Dans une autre dimension, l'Art Ensemble de Chicago (mars) continue d'explorer le prodigieux florilège des musiques populaires noires américaines, en en restituant davantage le sentiment, une impression plutôt qu'une archéologie didactique.

De nouveaux lieux se sont ouverts à Paris pour accueillir ces groupes : la brasserie Le Dreher, au Châtelet ; la Chapelle des Lombards, rue de Lappe — temple de la salsa latino-américaine ; et même le vieux Casino de Paris, qui se refait une jeunesse avec le son qui le vit naître, au temps de... Joséphine Baker.

La soul music, elle, va chercher refuge dans de plus vastes endroits. Quand Earth Wind et Fire vient en février, il choisit la Porte de Versailles. Hélas, mal sonorisé, le concert est très mal accueilli par un public frustré, qui a, de plus, bénéficié de conditions de confort très médiocres.

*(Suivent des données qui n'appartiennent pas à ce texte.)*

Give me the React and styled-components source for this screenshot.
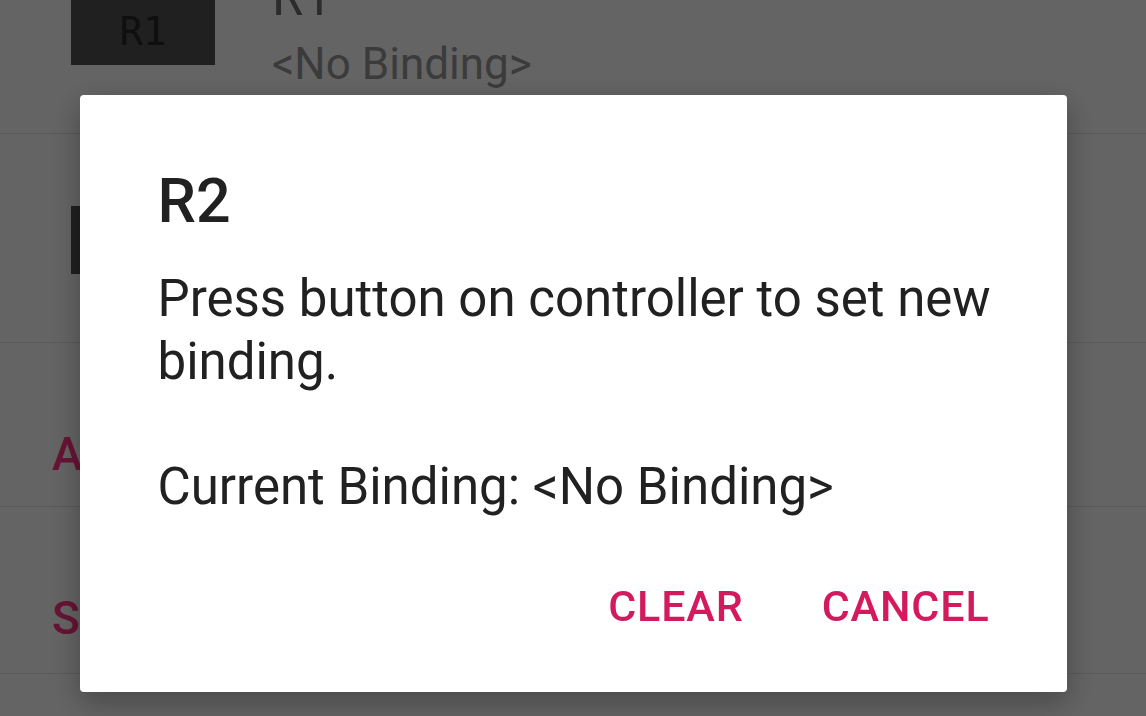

On touche ici à l'un des problèmes qui empoisonnent périodiquement la scène musicale parisienne — et souvent nationale : spectateurs parqués comme des bestiaux, payant très cher le droit d'apercevoir, derrière une masse de têtes, un spot lumineux sensé éclairer un chanteur. Malheur aux petits ! Le son ne vaut souvent pas mieux que le spectacle. Et les conditions de sécurité sont très aléatoires, les organisateurs vendant souvent plus de billets qu'il n'y a de places. L'Hippodrome de la porte de Pantin est, à ce titre, un endroit dangereux et nauséabond (un mort en 77, de nombreux évanouissements à chaque concert). C'est pourtant là que se déroulent beaucoup de grands événements du rock, de la soul et du reggae — comme ce concert de Toots and the Maytals, un des pionniers de cette musique, créateur du ska bien avant qu'on en fasse une mode (mars).

Pérennité

Le retour des styles anciens a permis de faire venir des artistes qu'on n'avait pas vus depuis longtemps sur une scène parisienne. En 1967, la tournée Stax avait connu un prodigieux succès et révélé au public français les noms de Sam et Dave, Otis Redding... Otis est mort et Sam ne chante plus avec Dave. Mais le show Stax est revenu, avec Wilson Pickett, Carla Thomas et quelques-uns des plus beaux fleurons de la soul music éternelle (avril). Entre les séquences lancinantes d'UB 40 (novembre) et les expériences avant-gardistes de Nona Hendryx avec le groupe Material, la pérennité de ce genre, d'un style très pur et très swingant, est un peu l'équivalent noir du retour au rockabilly chez les Blancs. Une manière de se rassurer face à la disparité des écoles, aux errances des chercheurs, à la froideur des nouveaux instruments. Ou le raccourci le plus amusant pour retrouver la mémoire de l'adolescence.

Théâtre

Concurrence au cinéma et à la télévision ?

Au mois de juillet 1981, deux mois tout juste après son élection, c'est au Festival d'Avignon que François Mitterrand a réservé son premier voyage officiel en France. Une vieille habitude qu'il n'a pas voulu interrompre, mais aussi le symbole de son intérêt pour la culture, et pour le théâtre en particulier. Nul ne sait ce qu'a pensé le président de la République de l'étrange Roi Lear mis en scène par Daniel Mesguich, un brouillon hystérique dont il n'y avait pas grand-chose à sauver, mais peu importe : qu'il fût venu était l'essentiel, soulignant par cette visite la permanence et la primauté d'une manifestation prestigieuse

Avignon

Depuis quelques années, le Festival s'est ouvert aux créations étrangères. Après Pina Bausch, la saison dernière, on a pu y voir un Wozzeck en allemand, monté par le Théâtre de Bochum à la lumière de l'expressionnisme, et, sous un chapiteau, le Hamlet en anglais de la Footsbarn Company, merveilleux spectacle populaire, à mi-chemin du cirque et du rock, sans jamais trahir pour autant Shakespeare. Ce qui n'empêche pas Avignon de rester fidèle à des représentations plus classiques, comme celle de la Médée d'Euripide, psychanalysée par Jean Gilibert, et jouée par la Comédie-Française, notamment par une Christine Fersen émouvante, singulière, habitée. C'est elle aussi qu'on aura retrouvée sous le vertugadin de Marie Tudor, dans la version parodique de Jean-Luc Boutté, qui n'a pas craint de tirer joyeusement la barbichette du père Hugo, avec la complicité de Jacques Sereys et de Richard Fontana.